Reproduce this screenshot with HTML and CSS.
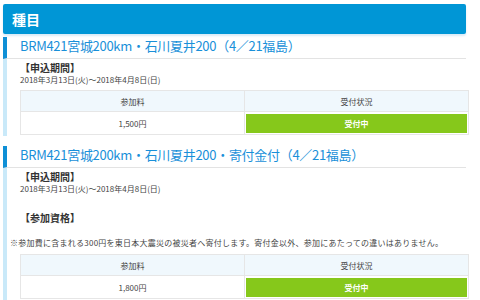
FILE: index.html
```html
<!DOCTYPE html>
<html lang="ja">
<head>
  <meta charset="UTF-8">
  <title>種目</title>
  <link rel="stylesheet" href="styles.css">
</head>
<body>
  <div class="page">
    <h1 class="box-title">種目</h1>

    <div class="event">
      <h2 class="event-name">BRM421宮城200km・石川夏井200（4／21福島）</h2>
      <div class="event-body">
        <p class="label">【申込期間】</p>
        <p class="period">2018年3月13日(火)～2018年4月8日(日)</p>
        <table class="fee">
          <tr><th>参加料</th><th>受付状況</th></tr>
          <tr><td>1,500円</td><td class="status"><span>受付中</span></td></tr>
        </table>
      </div>
    </div>

    <div class="event">
      <h2 class="event-name">BRM421宮城200km・石川夏井200・寄付金付（4／21福島）</h2>
      <div class="event-body">
        <p class="label">【申込期間】</p>
        <p class="period">2018年3月13日(火)～2018年4月8日(日)</p>
        <p class="label label-gap">【参加資格】</p>
        <p class="note">※参加費に含まれる300円を東日本大震災の被災者へ寄付します。寄付金以外、参加にあたっての違いはありません。</p>
        <table class="fee">
          <tr><th>参加料</th><th>受付状況</th></tr>
          <tr><td>1,800円</td><td class="status"><span>受付中</span></td></tr>
        </table>
      </div>
    </div>
  </div>
</body>
</html>
```

FILE: styles.css
```css
body {
  margin: 0;
  font-family: "Noto Sans CJK JP", "Noto Sans", sans-serif;
  background-color: #fff;
  color: #333;
}

p {
  margin: 0;
}

.page {
  padding: 4px 14px 0 3px;
}

.box-title {
  margin: 0;
  height: 30px;
  line-height: 30px;
  padding-left: 9px;
  background-color: #0096d6;
  color: #fff;
  font-size: 14px;
  font-weight: bold;
  border-radius: 2px;
  box-shadow: 0 2px 2px rgba(0, 120, 200, 0.15);
}

.event {
  margin-top: 3px;
  border-left: 4px solid #c9e9f9;
  margin-right: -3px;
}

.event + .event {
  margin-top: 10px;
}

.event-name {
  margin: 0 3px 0 -4px;
  padding: 0 0 4px 13px;
  border-left: 4px solid #0e8fd6;
  border-bottom: 1px solid #e3e3e3;
  color: #1990d9;
  font-size: 13px;
  font-weight: normal;
  line-height: 17px;
  letter-spacing: -0.3px;
}

.event-body {
  padding: 3px 0 1px 13px;
}

.label {
  font-size: 10px;
  font-weight: bold;
  line-height: 12px;
}

.label-gap {
  margin-top: 18px;
}

.period {
  font-size: 8px;
  line-height: 11px;
  color: #444;
}

.note {
  margin: 13px 0 3px -10px;
  font-size: 8px;
  line-height: 12px;
  letter-spacing: 0.25px;
  color: #444;
  white-space: nowrap;
}

.fee {
  margin-top: 5px;
  width: 100%;
  border-collapse: collapse;
  font-size: 8px;
  color: #444;
}

.fee th,
.fee td {
  width: 50%;
  height: 20px;
  padding: 0;
  text-align: center;
  border: 1px solid #e6e6e6;
  font-weight: normal;
}

.fee th {
  background-color: #f0f8fd;
}

.fee .status {
  padding: 1px;
}

.fee .status span {
  display: block;
  height: 19px;
  line-height: 19px;
  background-color: #86c81b;
  color: #fff;
  font-weight: bold;
}
```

■ Goal: Word for word, quote the lines above. Omit the pictures.

■ Task output:
Reproduce this screenshot with HTML and CSS.
FILE: index.html
```html
<!DOCTYPE html>
<html lang="ja">
<head>
  <meta charset="UTF-8">
  <title>種目</title>
  <link rel="stylesheet" href="styles.css">
</head>
<body>
  <div class="page">
    <h1 class="box-title">種目</h1>

    <div class="event">
      <h2 class="event-name">BRM421宮城200km・石川夏井200（4／21福島）</h2>
      <div class="event-body">
        <p class="label">【申込期間】</p>
        <p class="period">2018年3月13日(火)～2018年4月8日(日)</p>
        <table class="fee">
          <tr><th>参加料</th><th>受付状況</th></tr>
          <tr><td>1,500円</td><td class="status"><span>受付中</span></td></tr>
        </table>
      </div>
    </div>

    <div class="event">
      <h2 class="event-name">BRM421宮城200km・石川夏井200・寄付金付（4／21福島）</h2>
      <div class="event-body">
        <p class="label">【申込期間】</p>
        <p class="period">2018年3月13日(火)～2018年4月8日(日)</p>
        <p class="label label-gap">【参加資格】</p>
        <p class="note">※参加費に含まれる300円を東日本大震災の被災者へ寄付します。寄付金以外、参加にあたっての違いはありません。</p>
        <table class="fee">
          <tr><th>参加料</th><th>受付状況</th></tr>
          <tr><td>1,800円</td><td class="status"><span>受付中</span></td></tr>
        </table>
      </div>
    </div>
  </div>
</body>
</html>
```

FILE: styles.css
```css
body {
  margin: 0;
  font-family: "Noto Sans CJK JP", "Noto Sans", sans-serif;
  background-color: #fff;
  color: #333;
}

p {
  margin: 0;
}

.page {
  padding: 4px 14px 0 3px;
}

.box-title {
  margin: 0;
  height: 30px;
  line-height: 30px;
  padding-left: 9px;
  background-color: #0096d6;
  color: #fff;
  font-size: 14px;
  font-weight: bold;
  border-radius: 2px;
  box-shadow: 0 2px 2px rgba(0, 120, 200, 0.15);
}

.event {
  margin-top: 3px;
  border-left: 4px solid #c9e9f9;
  margin-right: -3px;
}

.event + .event {
  margin-top: 10px;
}

.event-name {
  margin: 0 3px 0 -4px;
  padding: 0 0 4px 13px;
  border-left: 4px solid #0e8fd6;
  border-bottom: 1px solid #e3e3e3;
  color: #1990d9;
  font-size: 13px;
  font-weight: normal;
  line-height: 17px;
  letter-spacing: -0.3px;
}

.event-body {
  padding: 3px 0 1px 13px;
}

.label {
  font-size: 10px;
  font-weight: bold;
  line-height: 12px;
}

.label-gap {
  margin-top: 18px;
}

.period {
  font-size: 8px;
  line-height: 11px;
  color: #444;
}

.note {
  margin: 13px 0 3px -10px;
  font-size: 8px;
  line-height: 12px;
  letter-spacing: 0.25px;
  color: #444;
  white-space: nowrap;
}

.fee {
  margin-top: 5px;
  width: 100%;
  border-collapse: collapse;
  font-size: 8px;
  color: #444;
}

.fee th,
.fee td {
  width: 50%;
  height: 20px;
  padding: 0;
  text-align: center;
  border: 1px solid #e6e6e6;
  font-weight: normal;
}

.fee th {
  background-color: #f0f8fd;
}

.fee .status {
  padding: 1px;
}

.fee .status span {
  display: block;
  height: 19px;
  line-height: 19px;
  background-color: #86c81b;
  color: #fff;
  font-weight: bold;
}
```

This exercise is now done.